I edited another half a chapter of FreePascal From Square One yesterday morning, and in laying out the edited material got up to page 136. The book I’m adapting it from is 800 pages long, but don’t look for anything that size. To be workable on Lulu, the book is going to have to stop at or before page 400. A lot of the material in Borland Pascal 7 From Square One just doesn’t apply anymore…who’s called the Borland Graphics Interface lately, or done text output by poking word values into the video display buffer? The BGI chapter was 100 pages all by itself, and when I slice out that and other things like overlays and DOS/BIOS calls, I’m really pulling 400 pages out of no more than 600 pages of useful material, maybe less. Should be done by June. I hope.

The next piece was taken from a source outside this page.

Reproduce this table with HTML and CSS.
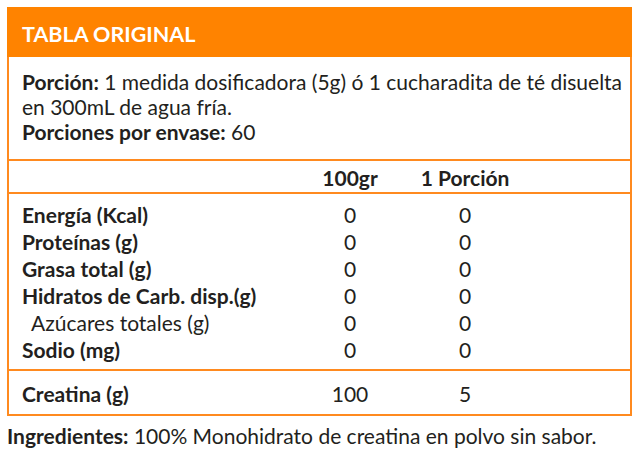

The issue of whether Amazon imposes DRM on Kindle publishers is complicated, and I’ll back away some from my statement to that effect on Monday, and will hold off until I try to get one of my own titles into the system. This article suggests that recent policy changes have made DRM optional. Having to face the DRM issue square-on has kept me putting off publishing on the Kindle for some time. As a very small publisher I’ve made this promise to my readers: No DRM of any kind, on anything, ever. I’m willing to forgo Kindle sales if the DRM decision is not my own, but from what I’m reading now, I think that won’t be the case.

As for Amazon caving, well, that’s more complex too. I see that Nancy Kress’s new book Steal Across the Sky is listed on the Amazon Web store, and her publisher, Tor, is one of Macmillan’s imprints. However, you can’t order it from Amazon at this time. (Third-party affiliates are offering it, but Amazon itself is not. Note the double dashes under “Amazon Price.”) Ditto Nancy’s Beggars and Choosers, another Tor book. Yesterday morning’s Wall Street Journal had a story explicitly stating that Amazon had conceded the price issue to Macmillan. But Amazon isn’t selling the books yet, so clearly the struggle goes on.

Off to church, to install an SX270 in place of a doddering old E-Machines box that is four times the size and probably a third the capability.